▶ **PROBLEM TO SOLVE**
Copy exactly the lines from the one containing "Convert this screenshot" through the one containing "const links = ['Buy", both included, and leave out any pictures.

▶ **STORED RECORDS**
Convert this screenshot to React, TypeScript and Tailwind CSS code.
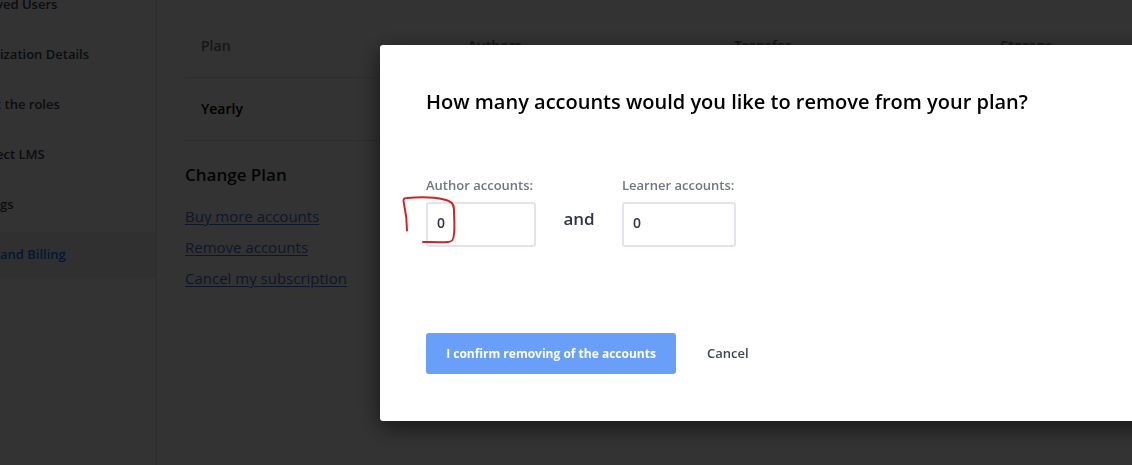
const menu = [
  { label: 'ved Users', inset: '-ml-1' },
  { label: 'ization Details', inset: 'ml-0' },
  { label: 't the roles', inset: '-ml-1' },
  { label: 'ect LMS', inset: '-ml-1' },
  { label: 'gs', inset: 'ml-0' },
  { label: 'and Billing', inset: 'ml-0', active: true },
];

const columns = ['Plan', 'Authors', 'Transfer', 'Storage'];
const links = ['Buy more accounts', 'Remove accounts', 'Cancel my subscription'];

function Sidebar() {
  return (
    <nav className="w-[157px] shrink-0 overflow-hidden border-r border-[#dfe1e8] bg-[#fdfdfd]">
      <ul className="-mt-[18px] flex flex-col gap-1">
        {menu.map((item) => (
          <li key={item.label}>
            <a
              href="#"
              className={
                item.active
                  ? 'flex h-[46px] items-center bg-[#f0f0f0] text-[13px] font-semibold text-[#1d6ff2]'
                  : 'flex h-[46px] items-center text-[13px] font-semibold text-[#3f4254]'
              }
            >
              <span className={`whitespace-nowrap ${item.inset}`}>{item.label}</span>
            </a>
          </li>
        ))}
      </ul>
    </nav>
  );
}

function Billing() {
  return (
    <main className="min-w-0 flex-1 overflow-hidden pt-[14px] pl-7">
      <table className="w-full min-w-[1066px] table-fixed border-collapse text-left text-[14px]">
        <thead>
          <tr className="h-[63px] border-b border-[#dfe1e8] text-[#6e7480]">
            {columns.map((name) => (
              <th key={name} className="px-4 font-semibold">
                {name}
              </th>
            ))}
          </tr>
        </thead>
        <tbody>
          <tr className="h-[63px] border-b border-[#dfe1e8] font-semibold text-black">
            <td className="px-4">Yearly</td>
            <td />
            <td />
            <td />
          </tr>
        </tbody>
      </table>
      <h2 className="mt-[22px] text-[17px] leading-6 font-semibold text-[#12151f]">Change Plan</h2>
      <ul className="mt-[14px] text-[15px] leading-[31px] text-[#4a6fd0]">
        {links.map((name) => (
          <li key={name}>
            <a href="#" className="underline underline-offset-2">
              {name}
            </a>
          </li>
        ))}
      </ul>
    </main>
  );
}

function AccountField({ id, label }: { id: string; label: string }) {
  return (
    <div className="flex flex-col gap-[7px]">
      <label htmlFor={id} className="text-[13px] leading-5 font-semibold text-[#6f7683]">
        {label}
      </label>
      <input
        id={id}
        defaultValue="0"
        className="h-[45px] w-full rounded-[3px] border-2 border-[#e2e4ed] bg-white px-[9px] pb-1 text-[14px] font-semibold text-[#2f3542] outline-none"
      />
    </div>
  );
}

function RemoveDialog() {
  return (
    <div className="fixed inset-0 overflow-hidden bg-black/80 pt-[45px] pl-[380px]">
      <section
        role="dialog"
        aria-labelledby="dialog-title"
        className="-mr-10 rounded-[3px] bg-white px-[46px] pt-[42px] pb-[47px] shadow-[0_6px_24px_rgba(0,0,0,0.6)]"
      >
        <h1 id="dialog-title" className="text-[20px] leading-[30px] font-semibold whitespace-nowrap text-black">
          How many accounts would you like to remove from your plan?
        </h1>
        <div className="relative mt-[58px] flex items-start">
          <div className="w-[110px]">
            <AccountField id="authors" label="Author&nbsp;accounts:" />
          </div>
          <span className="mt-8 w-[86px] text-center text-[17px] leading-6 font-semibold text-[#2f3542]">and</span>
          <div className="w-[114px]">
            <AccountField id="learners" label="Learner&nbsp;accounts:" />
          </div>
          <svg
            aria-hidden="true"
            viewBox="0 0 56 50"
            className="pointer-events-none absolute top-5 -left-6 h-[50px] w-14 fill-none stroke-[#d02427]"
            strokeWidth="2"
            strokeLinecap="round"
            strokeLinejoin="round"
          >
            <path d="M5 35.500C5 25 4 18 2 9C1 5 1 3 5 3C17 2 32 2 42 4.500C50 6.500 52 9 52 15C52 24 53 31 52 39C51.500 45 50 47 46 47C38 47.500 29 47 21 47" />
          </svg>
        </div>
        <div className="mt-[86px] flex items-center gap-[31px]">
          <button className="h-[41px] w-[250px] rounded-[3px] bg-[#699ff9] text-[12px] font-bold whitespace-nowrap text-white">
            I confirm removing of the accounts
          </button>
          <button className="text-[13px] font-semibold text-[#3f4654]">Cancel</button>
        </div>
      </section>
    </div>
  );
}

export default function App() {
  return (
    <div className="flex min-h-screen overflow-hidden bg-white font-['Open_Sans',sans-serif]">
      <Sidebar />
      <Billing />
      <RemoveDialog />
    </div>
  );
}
* * *
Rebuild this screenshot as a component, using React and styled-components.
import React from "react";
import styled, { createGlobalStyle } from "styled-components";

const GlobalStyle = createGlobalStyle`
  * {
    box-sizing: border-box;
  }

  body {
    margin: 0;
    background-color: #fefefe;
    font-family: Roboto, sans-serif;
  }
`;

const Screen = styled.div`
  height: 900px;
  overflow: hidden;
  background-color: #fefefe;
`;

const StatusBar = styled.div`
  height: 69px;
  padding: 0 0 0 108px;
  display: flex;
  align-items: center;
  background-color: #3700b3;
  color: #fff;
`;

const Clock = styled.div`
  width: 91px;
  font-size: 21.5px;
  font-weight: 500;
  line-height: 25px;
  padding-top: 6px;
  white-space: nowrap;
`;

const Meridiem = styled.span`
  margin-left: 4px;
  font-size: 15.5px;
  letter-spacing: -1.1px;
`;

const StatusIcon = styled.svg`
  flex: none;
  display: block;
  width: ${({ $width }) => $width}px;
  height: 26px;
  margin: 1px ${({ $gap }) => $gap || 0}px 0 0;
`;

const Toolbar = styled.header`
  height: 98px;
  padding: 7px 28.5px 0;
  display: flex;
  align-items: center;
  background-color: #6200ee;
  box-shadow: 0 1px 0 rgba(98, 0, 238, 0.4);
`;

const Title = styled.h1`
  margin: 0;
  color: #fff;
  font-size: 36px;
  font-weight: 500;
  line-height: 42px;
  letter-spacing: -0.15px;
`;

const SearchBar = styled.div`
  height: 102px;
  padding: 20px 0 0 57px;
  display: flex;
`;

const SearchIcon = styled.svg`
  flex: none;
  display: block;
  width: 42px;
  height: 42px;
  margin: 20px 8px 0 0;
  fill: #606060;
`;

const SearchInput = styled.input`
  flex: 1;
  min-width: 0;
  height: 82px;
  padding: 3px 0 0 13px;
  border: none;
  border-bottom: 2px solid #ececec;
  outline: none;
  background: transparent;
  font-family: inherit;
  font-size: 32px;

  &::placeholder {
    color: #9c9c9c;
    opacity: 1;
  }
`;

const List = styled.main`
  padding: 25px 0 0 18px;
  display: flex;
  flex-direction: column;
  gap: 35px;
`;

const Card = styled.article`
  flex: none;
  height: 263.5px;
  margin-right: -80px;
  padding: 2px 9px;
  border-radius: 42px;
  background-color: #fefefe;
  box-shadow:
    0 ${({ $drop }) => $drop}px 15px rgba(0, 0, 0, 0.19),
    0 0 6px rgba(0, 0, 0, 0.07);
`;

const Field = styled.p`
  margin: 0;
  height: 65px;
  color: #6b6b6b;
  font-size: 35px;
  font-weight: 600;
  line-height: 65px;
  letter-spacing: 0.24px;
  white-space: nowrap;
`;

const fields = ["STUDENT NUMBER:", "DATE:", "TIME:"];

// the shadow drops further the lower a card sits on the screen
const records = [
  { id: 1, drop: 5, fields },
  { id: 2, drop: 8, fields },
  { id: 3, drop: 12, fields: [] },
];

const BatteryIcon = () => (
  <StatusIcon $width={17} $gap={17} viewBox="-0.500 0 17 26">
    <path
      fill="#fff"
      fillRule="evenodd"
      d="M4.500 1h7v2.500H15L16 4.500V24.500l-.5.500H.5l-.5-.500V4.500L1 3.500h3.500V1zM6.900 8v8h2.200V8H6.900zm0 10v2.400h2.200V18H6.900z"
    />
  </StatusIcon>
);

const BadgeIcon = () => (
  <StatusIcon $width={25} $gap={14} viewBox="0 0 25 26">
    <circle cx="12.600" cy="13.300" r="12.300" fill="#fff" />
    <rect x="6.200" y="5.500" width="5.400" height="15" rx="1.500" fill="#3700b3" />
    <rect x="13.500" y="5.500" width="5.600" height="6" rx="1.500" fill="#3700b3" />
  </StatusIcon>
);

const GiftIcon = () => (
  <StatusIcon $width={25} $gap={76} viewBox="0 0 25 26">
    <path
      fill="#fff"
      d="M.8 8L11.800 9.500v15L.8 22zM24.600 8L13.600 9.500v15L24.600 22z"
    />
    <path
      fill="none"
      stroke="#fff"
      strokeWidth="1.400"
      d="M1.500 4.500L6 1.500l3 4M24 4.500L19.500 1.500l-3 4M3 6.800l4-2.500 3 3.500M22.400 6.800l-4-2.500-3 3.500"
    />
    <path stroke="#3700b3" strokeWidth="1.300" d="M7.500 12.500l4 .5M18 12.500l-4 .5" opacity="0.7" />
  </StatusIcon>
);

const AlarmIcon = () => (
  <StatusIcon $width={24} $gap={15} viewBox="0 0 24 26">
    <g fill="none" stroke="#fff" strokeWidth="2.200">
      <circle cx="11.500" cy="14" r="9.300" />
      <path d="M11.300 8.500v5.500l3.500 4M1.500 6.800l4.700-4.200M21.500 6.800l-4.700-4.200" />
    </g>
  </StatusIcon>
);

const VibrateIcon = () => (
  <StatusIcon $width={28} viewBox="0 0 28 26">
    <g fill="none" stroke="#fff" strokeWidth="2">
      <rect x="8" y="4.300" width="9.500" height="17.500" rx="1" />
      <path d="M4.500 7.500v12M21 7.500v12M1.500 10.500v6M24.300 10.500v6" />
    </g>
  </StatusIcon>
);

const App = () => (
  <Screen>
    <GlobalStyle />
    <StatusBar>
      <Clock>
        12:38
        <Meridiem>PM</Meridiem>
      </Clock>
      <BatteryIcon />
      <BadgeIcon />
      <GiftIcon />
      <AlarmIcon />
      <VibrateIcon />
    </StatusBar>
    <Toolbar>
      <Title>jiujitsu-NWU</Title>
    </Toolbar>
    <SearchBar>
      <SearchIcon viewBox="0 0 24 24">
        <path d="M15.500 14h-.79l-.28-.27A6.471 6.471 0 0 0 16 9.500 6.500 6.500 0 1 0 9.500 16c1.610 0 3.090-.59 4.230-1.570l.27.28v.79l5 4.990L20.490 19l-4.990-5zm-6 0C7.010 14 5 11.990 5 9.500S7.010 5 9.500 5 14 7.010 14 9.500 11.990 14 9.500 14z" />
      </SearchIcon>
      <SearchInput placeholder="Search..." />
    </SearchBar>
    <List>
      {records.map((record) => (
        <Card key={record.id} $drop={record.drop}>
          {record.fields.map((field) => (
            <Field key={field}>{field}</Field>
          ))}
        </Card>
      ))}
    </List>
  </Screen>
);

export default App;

▶ **RESPONSE FOR THIS EXERCISE**
Convert this screenshot to React, TypeScript and Tailwind CSS code.
const menu = [
  { label: 'ved Users', inset: '-ml-1' },
  { label: 'ization Details', inset: 'ml-0' },
  { label: 't the roles', inset: '-ml-1' },
  { label: 'ect LMS', inset: '-ml-1' },
  { label: 'gs', inset: 'ml-0' },
  { label: 'and Billing', inset: 'ml-0', active: true },
];

const columns = ['Plan', 'Authors', 'Transfer', 'Storage'];
const links = ['Buy more accounts', 'Remove accounts', 'Cancel my subscription'];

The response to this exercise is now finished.